Protectionism doesn't solve this, because then you just get expensive and worse good internally, that are unlikely to be good for export because the internal market is so flabby the world has whole different expectations. The heyday of American automaking involved making world-class products, easy to sell in the whole world.

In today's world, more and more of the new standard of good jobs are located near universities. There are more and more better jobs in Michigan and Ohio - but located near the University of Michigan and OSU instead of in Detroit. Detroit needs to be making more deals to improve their higher ed availability. Instead of competing to kowtow to laid-off factory workers, American Presidential candidates should be trying to show the way forward, by preaching the value of higher ed, to both individuals and city.

McCain gets lots of credit from me for not kowtowing, but he's not showing today's path forward, either.

Posted by Jon Kay at March 3, 2008 11:43 PM
Comments

I think it's a little more than annoying to be laid off at 55; it's pretty much devastating. I don't think there are any easy answers to the loss of manufacturing jobs in the U.S. and there is certainly a lot of demagoguery about the issue, but I think it's a bit flippant to say that people should be able to simply retrain and upgrade to a better job. Lots of people seem to want to blame the workers themselves for their problems.

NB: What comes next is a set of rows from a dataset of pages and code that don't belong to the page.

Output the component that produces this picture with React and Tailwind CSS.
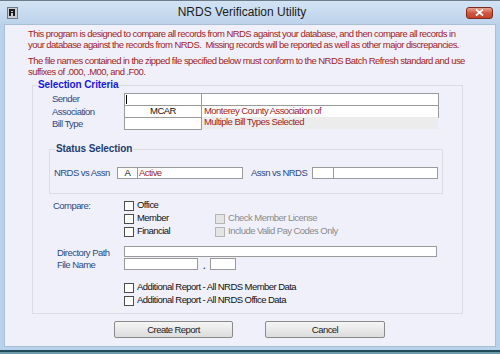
import React from "react";

const font = { fontFamily: '"Liberation Sans", Arial, sans-serif' };

function Check({ disabled, label }) {
  return (
    <div className="flex items-center h-[13px]">
      <div
        className={
          disabled
            ? "w-[10px] h-[10px] border border-[#b5b5b5] bg-[#e4e4e4]"
            : "w-[10px] h-[10px] border border-[#4d4d4d] bg-white"
        }
      />
      <span
        className={
          disabled
            ? "ml-[3px] text-[#8a8a8a]"
            : "ml-[3px] text-[#111]"
        }
      >
        {label}
      </span>
    </div>
  );
}

function Label({ children, className = "" }) {
  return <span className={`text-[#2a4a84] ${className}`}>{children}</span>;
}

export default function App() {
  return (
    <div
      style={font}
      className="w-[500px] h-[354px] flex flex-col bg-[#b9d1ea] border-t border-[#6d7c8c] text-[9.5px] tracking-[-0.55px] leading-[10.5px] overflow-hidden"
    >
      {/* TITLE BAR */}
      <div className="h-[23px] flex items-center pl-[7px] pr-[7px] bg-gradient-to-b from-[#d3e3f4] to-[#bcd3eb]">
        <div className="w-[11px] h-[12px] bg-[#c9ced6] border border-[#6f7884] flex items-center justify-center">
          <svg width="7" height="7" viewBox="0 0 7 7">
            <rect x="0" y="0" width="2" height="7" fill="#1a1a1a" />
            <rect x="2" y="0" width="4" height="2" fill="#1a1a1a" />
            <rect x="4" y="2" width="2" height="2" fill="#1a1a1a" />
            <rect x="2" y="3" width="3" height="1" fill="#1a1a1a" />
            <rect x="4" y="4" width="2" height="3" fill="#1a1a1a" />
          </svg>
        </div>
        <div className="flex-1 text-center text-[12px] tracking-normal text-[#1b1b1b]">
          NRDS Verification Utility
        </div>
        <div className="w-[27px] h-[12px] rounded-[3px] border border-[#7b2a1e] bg-gradient-to-b from-[#e9a08f] via-[#d2563d] to-[#c1442c] flex items-center justify-center">
          <svg width="9" height="7" viewBox="0 0 9 7">
            <path d="M1 0.5 L8 6.5 M8 0.5 L1 6.5" stroke="#fff" strokeWidth="1.8" />
          </svg>
        </div>
      </div>

      {/* CLIENT AREA */}
      <div className="mx-[4px] h-[323px] bg-[#f0f0fb] border border-[#a9bfd8] pl-[23px] pt-[4px]">
        <div className="text-[#a01c1c]">
          <p>
            This program is designed to compare all records from NRDS against
            your database, and then compare all records in
          </p>
          <p>
            your database against the records from NRDS.&nbsp; Missing records
            will be reported as well as other major discrepancies.
          </p>
          <p className="mt-[6px]">
            The file names contained in the zipped file specified below must
            conform to the NRDS Batch Refresh standard and use
          </p>
          <p>suffixes of .000, .M00, and .F00.</p>
        </div>

        <fieldset className="ml-[4px] mt-[2px] w-[431px] border border-[#dcdce4] pb-[6px]">
          <legend className="ml-[4px] px-[1px] font-bold text-[10px] text-[#1717e6] tracking-[-0.1px] leading-[12px]">
            Selection Criteria
          </legend>

          {/* criteria rows */}
          <div className="pl-[19px] pt-[2px]">
            <div className="flex items-center h-[13px]">
              <Label className="w-[72px]">Sender</Label>
              <div className="w-[78px] h-[13px] border border-[#9a9a9a] bg-white flex items-center pl-[1px]">
                <div className="w-px h-[9px] bg-black" />
              </div>
              <div className="w-[237px] h-[13px] border border-l-0 border-[#9a9a9a] bg-white" />
            </div>
            <div className="flex items-center h-[13px] -mt-px">
              <Label className="w-[72px] pt-[1px]">Association</Label>
              <div className="w-[78px] h-[13px] border border-[#9a9a9a] bg-white text-center text-[#111]">
                MCAR
              </div>
              <div className="w-[237px] h-[13px] border border-l-0 border-[#9a9a9a] bg-white pl-[2px] text-[#a01c1c]">
                Monterey County Association of
              </div>
            </div>
            <div className="flex items-center h-[13px] -mt-px">
              <Label className="w-[72px] pt-[2px]">Bill Type</Label>
              <div className="w-[78px] h-[13px] border border-[#9a9a9a] bg-white" />
              <div className="w-[236px] h-[12px] mb-px bg-[#ececec] pl-[2px] text-[#a01c1c]">
                Multiple Bill Types Selected
              </div>
            </div>
          </div>

          {/* status selection */}
          <fieldset className="ml-[16px] mt-[13px] w-[394px] border border-[#dcdce4] pt-[12px] pb-[14px]">
            <legend className="ml-[5px] px-[1px] font-bold text-[10px] text-[#1d3d70] tracking-[-0.1px] leading-[12px]">
              Status Selection
            </legend>
            <div className="flex items-center h-[12px] pl-[4px]">
              <Label className="w-[63px]">NRDS vs Assn</Label>
              <div className="w-[126px] h-[12px] border border-[#9a9a9a] bg-white flex">
                <div className="w-[20px] border-r border-[#9a9a9a] text-center text-[#111]">
                  A
                </div>
                <div className="pl-[1px] text-[#a01c1c]">Active</div>
              </div>
              <Label className="ml-[8px] w-[61px]">Assn vs NRDS</Label>
              <div className="w-[126px] h-[12px] border border-[#9a9a9a] bg-white flex">
                <div className="w-[21px] border-r border-[#9a9a9a]" />
              </div>
            </div>
          </fieldset>

          {/* compare */}
          <div className="flex pl-[20px] mt-[5px]">
            <Label className="w-[71px] leading-[13px]">Compare:</Label>
            <div className="flex flex-col">
              <Check label="Office" />
              <Check label="Member" />
              <Check label="Financial" />
            </div>
            <div className="flex flex-col ml-[45px]">
              <div className="h-[13px]" />
              <Check disabled label="Check Member License" />
              <Check disabled label="Include Valid Pay Codes Only" />
            </div>
          </div>

          {/* paths */}
          <div className="flex pl-[24px] mt-[8px]">
            <div className="w-[67px] flex flex-col">
              <Label className="h-[12px] leading-[13px]">Directory Path</Label>
              <Label className="h-[12px] leading-[14px]">File Name</Label>
            </div>
            <div className="flex flex-col gap-px">
              <div className="w-[313px] h-[11px] border border-[#9a9a9a] bg-white" />
              <div className="flex items-end">
                <div className="w-[74px] h-[12px] border border-[#9a9a9a] bg-white" />
                <span className="w-[12px] text-center font-bold text-[#27467e] leading-[8px]">
                  .
                </span>
                <div className="w-[26px] h-[12px] border border-[#9a9a9a] bg-white" />
              </div>
            </div>
          </div>

          {/* additional */}
          <div className="flex flex-col pl-[91px] mt-[11px]">
            <Check label="Additional Report - All NRDS Member Data" />
            <Check label="Additional Report - All NRDS Office Data" />
          </div>
        </fieldset>

        {/* buttons */}
        <div className="flex ml-[86px] mt-[7px] gap-[32px] text-[#1b1b1b]">
          <button className="w-[119px] h-[17px] rounded-[2px] border border-[#8a8a8a] bg-gradient-to-b from-[#f6f6f6] to-[#dcdcdc] leading-[15px]">
            Create Report
          </button>
          <button className="w-[120px] h-[17px] rounded-[2px] border border-[#8a8a8a] bg-gradient-to-b from-[#f6f6f6] to-[#dcdcdc] leading-[15px]">
            Cancel
          </button>
        </div>
      </div>

      {/* bottom frame edge */}
      <div className="mt-[3px] h-[2px] bg-[#1e4a5a]" />
      <div className="flex-1 bg-[#6f9aaa]" />
    </div>
  );
}
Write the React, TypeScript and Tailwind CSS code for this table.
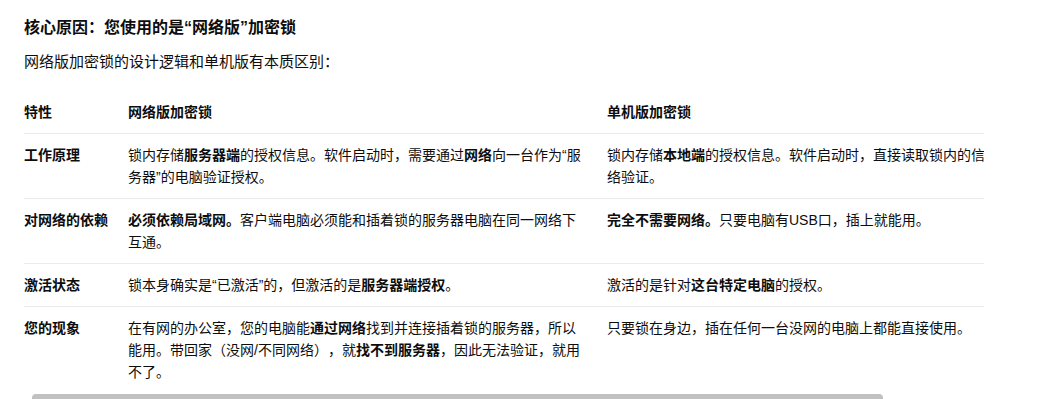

Posted by: Marc Schneider at March 4, 2008 02:07 PM

I find this statement a little curious... "There are more and more better jobs in Michigan and Ohio - but located near the University of Michigan and OSU instead of in Detroit."
Now admittedly I moved out of Michigan a couple years ago, but the rest of my family (2 sisters, a brother, and all my parents) still live there. When I talk to them, all I hesar about are all of the companies pulling out of Ann Arbor, and very few, if any, coming in. Where do you get that there are more and better jobs there?

Posted by: Stephanie at March 4, 2008 02:59 PM

Make that HORRIBLE management.
Start off in the 60's when US steel companies invested in real estate instead of their own industry, paving the way for Japan and other countries to gain market share in the US. The Alaskan pipeline needed to be 48-inch internal-diameter, high-tensile steel, rated to 25,000 psi (stronger than the steel in the hull of a World War II submarine), and about half an inch thick. No U.S.-based steel firm could meet the specifications. The job went to the Japanese mills. U.S. Steel turned down the pipeline job as it was building a new 63-story office building in downtown Pittsburgh instead of upgrading its 48-inch plate-mill in Homestead, or putting new investment into its National Tube subsidiary in McKeesport, Pa.
Then there's the automotive industry, missing everything from robotics, to quality control, to new hybrid technologies. It sat fat and happy and stupid for decades.
The only reason Hardley Ablesons are still around is the steep tariff on big bore bikes from Japan.
Bikes were guaranteed to leak oil so that you never needed an oil change.
They still use a lot of Japanese and other asian parts.
Right now we're giving tax breaks to oil companies while we are barely giving any money to alternative energy industries so our solar production is lagging as is our windmill production.